Where the novelization gets off course is its approach to the minor characters. Intermittently backstorying the likes of Katrina’s indentured servants, Seko (Leila Hee Olsen) and Vlad (Brad Logan), ends up disturbing the flow of the writing. Was it absolutely essential that readers know Vlad was the Grand Duke of the House of Romanov, or how Snow’s accomplice Maven (Paunita Nichols) became so dentally challenged? No, not really. However, one’s mileage with these random biographies may vary.
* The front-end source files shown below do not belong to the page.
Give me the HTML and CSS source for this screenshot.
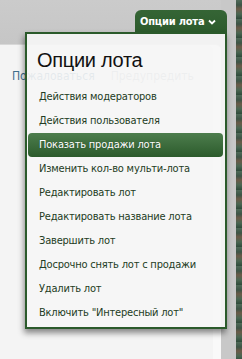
FILE: index.html
```html
<!DOCTYPE html>
<html>
<head>
    <title>Опции лота</title>
    <link rel="stylesheet" href="styles.css">
</head>
<body>
    <div class="page">
        <div class="main">
            <div class="topbar">
                <button class="options-btn">Опции лота
                    <svg class="chev" width="8" height="6" viewBox="0 0 8 6"><path d="M1 1.5 L4 4.5 L7 1.5" fill="none" stroke="#fff" stroke-width="1.8"/></svg>
                </button>
            </div>
            <div class="content">
                <div class="links">
                    <a class="lnk">Пожаловаться</a>
                    <a class="lnk dim">Предупредить</a>
                </div>
            </div>

            <div class="dropdown">
                <div class="dd-title">Опции лота</div>
                <ul class="dd-list">
                    <li>Действия модераторов</li>
                    <li>Действия пользователя</li>
                    <li class="active">Показать продажи лота</li>
                    <li>Изменить кол-во мульти-лота</li>
                    <li>Редактировать лот</li>
                    <li>Редактировать название лота</li>
                    <li>Завершить лот</li>
                    <li>Досрочно снять лот с продажи</li>
                    <li>Удалить лот</li>
                    <li>Включить "Интересный лот"</li>
                </ul>
            </div>
        </div>
        <div class="gutter"></div>
        <div class="texture"></div>
    </div>
</body>
</html>
```

FILE: styles.css
```css
body {
    margin: 0;
    font-family: "DejaVu Sans Condensed", "DejaVu Sans", sans-serif;
    background-color: #c9c9c9;
    overflow: hidden;
}

.page {
    display: flex;
    height: 359px;
    width: 242px;
}

.main {
    position: relative;
    width: 221px;
    display: flex;
    flex-direction: column;
}

.topbar {
    height: 44px;
    background: linear-gradient(#cbcbcb, #c6c6c6);
}

.content {
    flex: 1;
    background-color: #f4f4f4;
    border-top: 1px solid #d8d8d8;
    border-top-right-radius: 6px;
    box-shadow: inset -8px 0 0 #f9f9f9;
}

.links {
    display: flex;
    gap: 16px;
    padding: 24px 0 0 12px;
    font-size: 12px;
}
.lnk {
    color: #3f6f8c;
}
.lnk.dim {
    color: #9aa4aa;
}

.gutter {
    width: 15px;
    background-color: #c8c8c8;
}

.texture {
    flex: 1;
    background:
        repeating-linear-gradient(180deg, #4f6a58 0, #3d5446 5px, #6a5a48 9px, #4a6652 14px, #2f4a3a 19px),
        #4a5a50;
}

.options-btn {
    position: absolute;
    top: 10px;
    left: 135px;
    width: 92px;
    height: 23px;
    padding: 0 0 0 5px;
    border: none;
    border-radius: 6px 6px 0 0;
    background: linear-gradient(#356535, #2c5a2c);
    color: #fff;
    font-family: "DejaVu Sans Condensed", "DejaVu Sans", sans-serif;
    font-weight: bold;
    font-size: 11px;
    letter-spacing: -0.2px;
    text-align: left;
    display: flex;
    align-items: center;
    gap: 4px;
}
.chev {
    margin-top: 1px;
}

.dropdown {
    position: absolute;
    top: 32px;
    left: 25px;
    width: 198px;
    height: 293px;
    border: 2px solid #2b5a2b;
    background-color: rgba(246, 246, 246, 0.9);
    box-shadow: -1px 4px 6px rgba(0, 0, 0, 0.45);
}

.dd-title {
    font-family: "Liberation Sans", Arial, sans-serif;
    font-size: 20px;
    letter-spacing: -0.3px;
    color: #111;
    padding: 15px 0 0 10px;
    height: 36px;
}

.dd-list {
    list-style: none;
    margin: 0;
    padding: 0 2px 0 1px;
}
.dd-list li {
    height: 24px;
    line-height: 24px;
    padding-left: 11px;
    font-size: 11px;
    color: #233c23;
    letter-spacing: -0.2px;
    border-radius: 4px;
    white-space: nowrap;
}
.dd-list li.active {
    background: linear-gradient(#4d7d4d, #2c5b2c);
    color: #fff;
    text-shadow: 0 0 1px rgba(0, 0, 0, 0.4);
}
```
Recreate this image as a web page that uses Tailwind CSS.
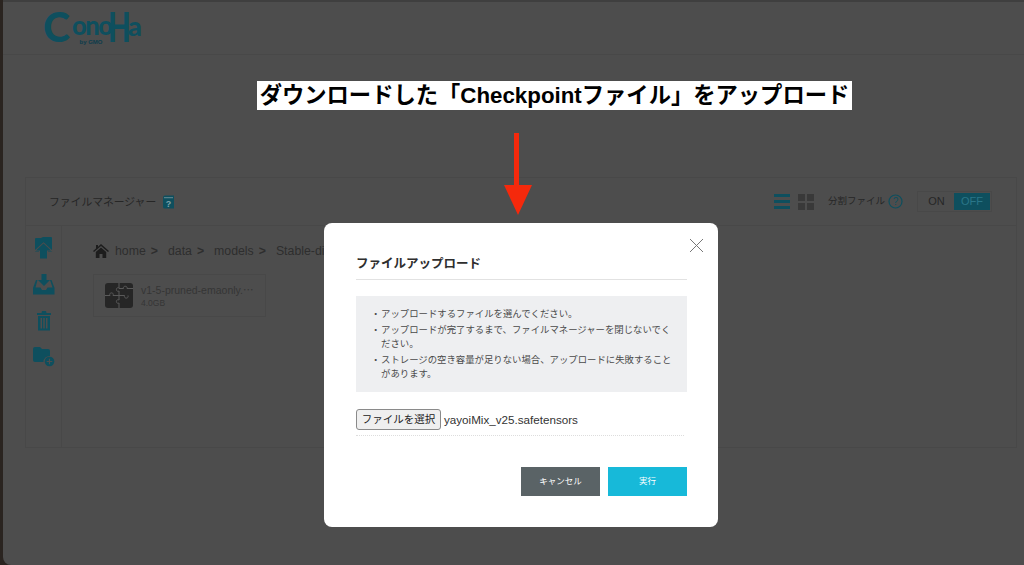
<!DOCTYPE html>
<html lang="ja">
<head>
    <meta charset="UTF-8">
    <title>ファイルアップロード</title>
    <script src="https://cdn.jsdelivr.net/npm/@tailwindcss/browser@4"></script>
</head>
<body class="relative w-[1024px] h-[565px] overflow-hidden bg-[#2a2420] font-['Liberation_Sans','Noto_Sans_CJK_JP',sans-serif]">

    <!-- window behind the overlay -->
    <div class="ml-[3px] h-[565px] rounded-bl-[8px] bg-[#4d4d4d] border-t-2 border-[#3f3f3f] text-[#262626]">

        <header class="h-[53px] border-b border-[#484848] pl-[40px] pt-[7px]">
            <div class="flex items-start h-[36px] text-[#0e4f5e] font-black font-['Lato',sans-serif] whitespace-nowrap">
                <span class="text-[41px] leading-[36px] w-[29px]">C</span>
                <div class="w-[36px] pt-[2.500px] flex flex-col">
                    <span class="block w-[36px] origin-left scale-x-[0.98] text-[26px] leading-[27px] tracking-[-1.500px]">ono</span>
                    <span class="text-[6px] leading-[6px] font-['Liberation_Sans',sans-serif] text-center text-[#0c3c4c] ml-[2px]">by GMO</span>
                </div>
                <span class="block w-[20px]"><span class="block w-[20px] origin-left scale-x-[0.72] text-[41px] leading-[36px]">H</span></span>
                <span class="text-[27px] leading-[27px] mt-[2.500px]">a</span>
            </div>
        </header>

        <section class="ml-[22px] mt-[122px] w-[992px] h-[271px] border border-[#484848] flex flex-col">
            <div class="h-[48px] shrink-0 border-b border-[#484848] flex items-center pl-[23px] pr-[24px]">
                <span class="text-[10.800px] pt-[2px]">ファイルマネージャー</span>
                <svg class="ml-[6px]" width="13" height="14" viewBox="0 0 13 14"><path d="M1 2.500Q1 .5 3 .5H12V13.500H3Q1 13.500 1 12Z" fill="#0e4f5e"/><rect x="2" y="2.200" width="9" height="1" fill="#6a8c95"/><text x="6.500" y="12" font-size="9" font-weight="700" text-anchor="middle" fill="#7fa3ac">?</text></svg>
                <div class="ml-auto flex items-center">
                    <div class="w-[16px] flex flex-col gap-[3px]">
                        <div class="h-[3px] bg-[#0e4f5e]"></div>
                        <div class="h-[3px] bg-[#0e4f5e]"></div>
                        <div class="h-[3px] bg-[#0e4f5e]"></div>
                    </div>
                    <div class="ml-[8px] w-[16px] grid grid-cols-2 gap-[2px]">
                        <div class="h-[7px] bg-[#393939]"></div>
                        <div class="h-[7px] bg-[#393939]"></div>
                        <div class="h-[7px] bg-[#393939]"></div>
                        <div class="h-[7px] bg-[#393939]"></div>
                    </div>
                    <span class="ml-[14px] text-[9.500px]">分割ファイル</span>
                    <svg class="ml-[3px]" width="15" height="15" viewBox="0 0 15 15"><circle cx="7.500" cy="7.500" r="6.500" fill="none" stroke="#0e4f5e" stroke-width="1.200"/><text x="7.500" y="11" font-size="10" text-anchor="middle" fill="#0e4f5e">?</text></svg>
                    <div class="ml-[14px] w-[75px] h-[21px] border border-[#484848] flex items-center text-[11px] p-px">
                        <span class="w-[35px] text-center">ON</span>
                        <span class="flex-1 h-full bg-[#0e4f5e] text-[#2a7688] flex items-center justify-center">OFF</span>
                    </div>
                </div>
            </div>

            <div class="flex flex-1">
                <aside class="w-[36px] shrink-0 border-r border-[#484848] flex flex-col items-center pt-[11px]">
                    <svg width="18" height="22" viewBox="0 0 18 22"><path d="M0 2Q0 1 1 1H6L8 0H16Q17 0 17 1V14Q17 15 16 15H1Q0 15 0 14Z" fill="#0e4f5e"/><path d="M8.500 6.500 16 13.500H12V21.500H5V13.500H1Z" fill="#0e4f5e" stroke="#4d4d4d" stroke-width="2" paint-order="stroke"/></svg>
                    <svg class="mt-[15px]" width="22" height="21" viewBox="0 0 22 21" fill="#0e4f5e"><path d="M8.500 0H13.500V6H17L11 12 5 6H8.500Z"/><path d="M4.500 6H3L0 14V20.500H21.500V14L18.500 6H17L19.500 13.500H14.500L13 16H9L7.500 13.500H2.500Z"/></svg>
                    <svg class="mt-[15px]" width="16" height="21" viewBox="0 0 16 21"><path d="M1 3H5.500L6 1H10L10.500 3H15V5H1Z" fill="#0e4f5e"/><path d="M2 6H14V20.500H2ZM4.500 8V18.500H6V8ZM7.250 8V18.500H8.750V8ZM10 8V18.500H11.500V8Z" fill="#0e4f5e" fill-rule="evenodd"/></svg>
                    <svg class="mt-[15px]" width="22" height="21" viewBox="0 0 22 21"><path d="M0 3Q0 1 2 1H7L9 3H15Q17 3 17 5V10A6 6 0 0 0 10.500 16H2Q0 16 0 14Z" fill="#0e4f5e"/><circle cx="16.500" cy="15.500" r="4.800" fill="#0e4f5e"/><path d="M16.500 12.700V18.300M13.700 15.500H19.300" stroke="#4d4d4d" stroke-width="1.200"/></svg>
                </aside>

                <div class="flex-1 pl-[31px] pt-[17px]">
                    <nav class="flex items-center h-[16px] text-[12.300px] text-[#2e2e2e] whitespace-nowrap">
                        <svg width="16" height="14" viewBox="0 0 16 14" fill="#1d1d1d"><path d="M8 0 16 7 15 8 8 2 1 8 0 7 3 4.400V1H5V2.700Z"/><path d="M2.800 8 8 3.400 13.200 8V14H9.500V10H6.500V14H2.800Z"/></svg>
                        <span class="ml-[6px]">home</span><span class="ml-[5px] font-bold">&gt;</span>
                        <span class="ml-[10px]">data</span><span class="ml-[5px] font-bold">&gt;</span>
                        <span class="ml-[10px]">models</span><span class="ml-[5px] font-bold">&gt;</span>
                        <span class="ml-[10px]">Stable-diffusion</span>
                    </nav>
                    <div class="mt-[15px] w-[173px] h-[43px] border border-[#484848] flex items-center pl-[11px]">
                        <svg width="28" height="25" viewBox="0 0 28 25"><rect width="28" height="25" rx="3" fill="#262626"/><path d="M0 12.500H5C3.500 9 9.500 9 8 12.500H14V8C10.500 9.500 10.500 3.500 14 5V0M14 5.500H18.500C17.500 2.500 23 2.500 22 5.500H28M14 12.500V17C10.500 15.500 10.500 21.500 14 20V25M14 12.500H19.500C18.500 16 24 16 23 12.500" fill="none" stroke="#5a5a5a" stroke-width="1"/></svg>
                        <div class="ml-[8px] text-[#353535]">
                            <div class="text-[10.500px] leading-[14px]">v1-5-pruned-emaonly.⋯</div>
                            <div class="text-[8.500px] leading-[12px]">4.0GB</div>
                        </div>
                    </div>
                </div>
            </div>
        </section>
    </div>

    <!-- annotation over the screenshot -->
    <div class="absolute left-[257px] top-[81px] w-[595px] h-[29px] bg-white flex items-center justify-center text-[22.300px] font-bold text-black whitespace-nowrap">ダウンロードした「Checkpointファイル」をアップロード</div>
    <svg class="absolute left-[500px] top-[130px]" width="36" height="88" viewBox="0 0 36 88">
        <rect x="14" y="3" width="5" height="55" fill="#f5290c"/>
        <path d="M4 55H32L18 85Z" fill="#f5290c"/>
    </svg>

    <!-- upload modal -->
    <div class="absolute left-[324px] top-[223px] w-[394px] h-[304px] bg-white rounded-[8px] pl-[32px] pr-[31px] text-[#333]">
        <button class="absolute right-[14px] top-[15px]" aria-label="閉じる">
            <svg class="block" width="15" height="15" viewBox="0 0 15 15"><path d="M1 1 14 14M14 1 1 14" stroke="#777" stroke-width="1"/></svg>
        </button>
        <h2 class="h-[57px] pt-[31px] border-b border-[#e2e2e2] text-[12.500px] leading-[20px] font-bold text-[#2e2e2e]">ファイルアップロード</h2>
        <ul class="mt-[16px] h-[96px] bg-[#eeeff1] pl-[15px] pr-[10px] pt-[11px] text-[9.400px] leading-[14px] text-[#4a4a4a] flex flex-col gap-[2px]">
            <li class="flex"><span class="w-[10px] shrink-0">・</span><span>アップロードするファイルを選んでください。</span></li>
            <li class="flex"><span class="w-[10px] shrink-0">・</span><span>アップロードが完了するまで、ファイルマネージャーを閉じないでください。</span></li>
            <li class="flex"><span class="w-[10px] shrink-0">・</span><span>ストレージの空き容量が足りない場合、アップロードに失敗することがあります。</span></li>
        </ul>
        <div class="mt-[17px] h-[27px] w-[328px] border-b border-dotted border-[#dddddd] flex items-start">
            <button class="h-[21px] w-[85px] bg-[#efefef] border border-[#8a8a8a] rounded-[3px] text-[10.500px] leading-none text-[#222] whitespace-nowrap">ファイルを選択</button>
            <span class="ml-[3px] text-[11.650px] leading-[22px] text-[#333]">yayoiMix_v25.safetensors</span>
        </div>
        <div class="mt-[31px] flex justify-end gap-[8px] text-[8.500px] text-white">
            <button class="w-[79px] h-[29px] bg-[#5a6366]">キャンセル</button>
            <button class="w-[79px] h-[29px] bg-[#17b9d9]">実行</button>
        </div>
    </div>
</body>
</html>
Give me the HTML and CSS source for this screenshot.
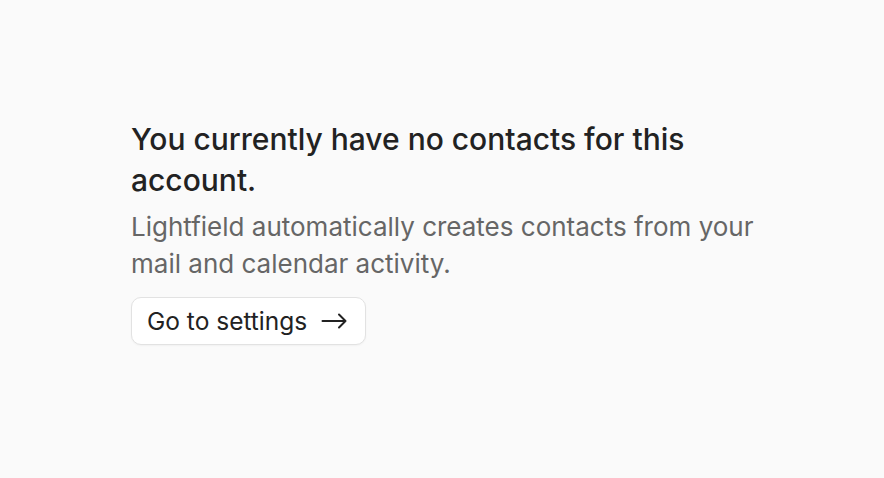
FILE: index.html
```html
<!DOCTYPE html>
<html>
<head>
<meta charset="utf-8">
<link rel="stylesheet" href="styles.css">
</head>
<body>
<main class="page">
  <section class="empty">
    <h1 class="title">You currently have no contacts for this account.</h1>
    <p class="desc">Lightfield automatically creates contacts from your mail and calendar activity.</p>
    <button class="btn">Go to settings
      <svg class="arrow" width="26" height="16" viewBox="0 0 26 16" fill="none" stroke="currentColor" stroke-width="2" stroke-linecap="round" stroke-linejoin="round"><path d="M1.5 8h23M18 1.5l6.5 6.5-6.5 6.5"/></svg>
    </button>
  </section>
</main>
</body>
</html>
```
FILE: styles.css
```css
html, body { margin: 0; padding: 0; }
body {
  background: #fafafa;
  font-family: Inter, "Noto Sans", sans-serif;
  color: #222222;
}
.page {
  height: 478px;
  box-sizing: border-box;
  padding: 119px 0 0 131px;
}
.empty {
  width: 640px;
  display: flex;
  flex-direction: column;
  align-items: flex-start;
}
.title {
  margin: 0;
  font-size: 30px;
  font-weight: 500;
  line-height: 41px;
  color: #222222;
}
.desc {
  margin: 7px 0 0 0;
  font-size: 26px;
  line-height: 37px;
  color: #666666;
}
.btn {
  margin-top: 15px;
  display: flex;
  align-items: center;
  gap: 14px;
  height: 48px;
  padding: 0 18px 0 15px;
  background: #ffffff;
  border: 1px solid #e2e2e2;
  border-radius: 10px;
  font-family: inherit;
  font-size: 24.5px;
  color: #222222;
  box-shadow: 0 1px 2px rgba(0,0,0,0.04);
}
.arrow { display: block; }
```
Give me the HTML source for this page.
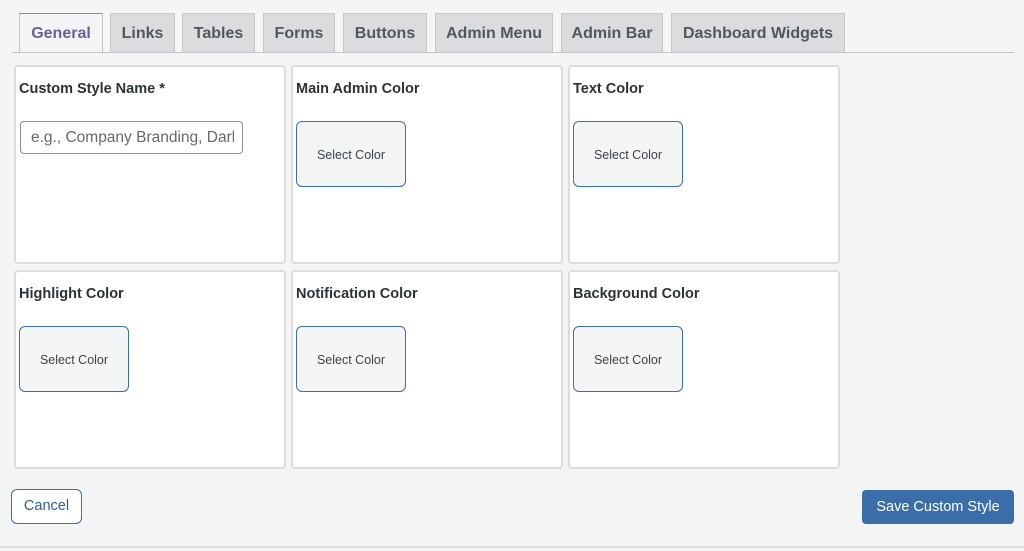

The novelization is a more substantial experience, but for a movie like Vamp, less is more. And as plentiful as they are, it never simply coasts on its campy charms, either. The character work sits comfortably in that realm between cursory and meticulous, the script is sharper than first realized, and Greg Cannom’s vampire makeup is straightforward yet effective. Most of all, the movie didn’t squander its out-of-the-box concept. Richard Wenk made his vision of a “comic nightmare in which just about anything that can go wrong does” come true, and it is very enjoyable.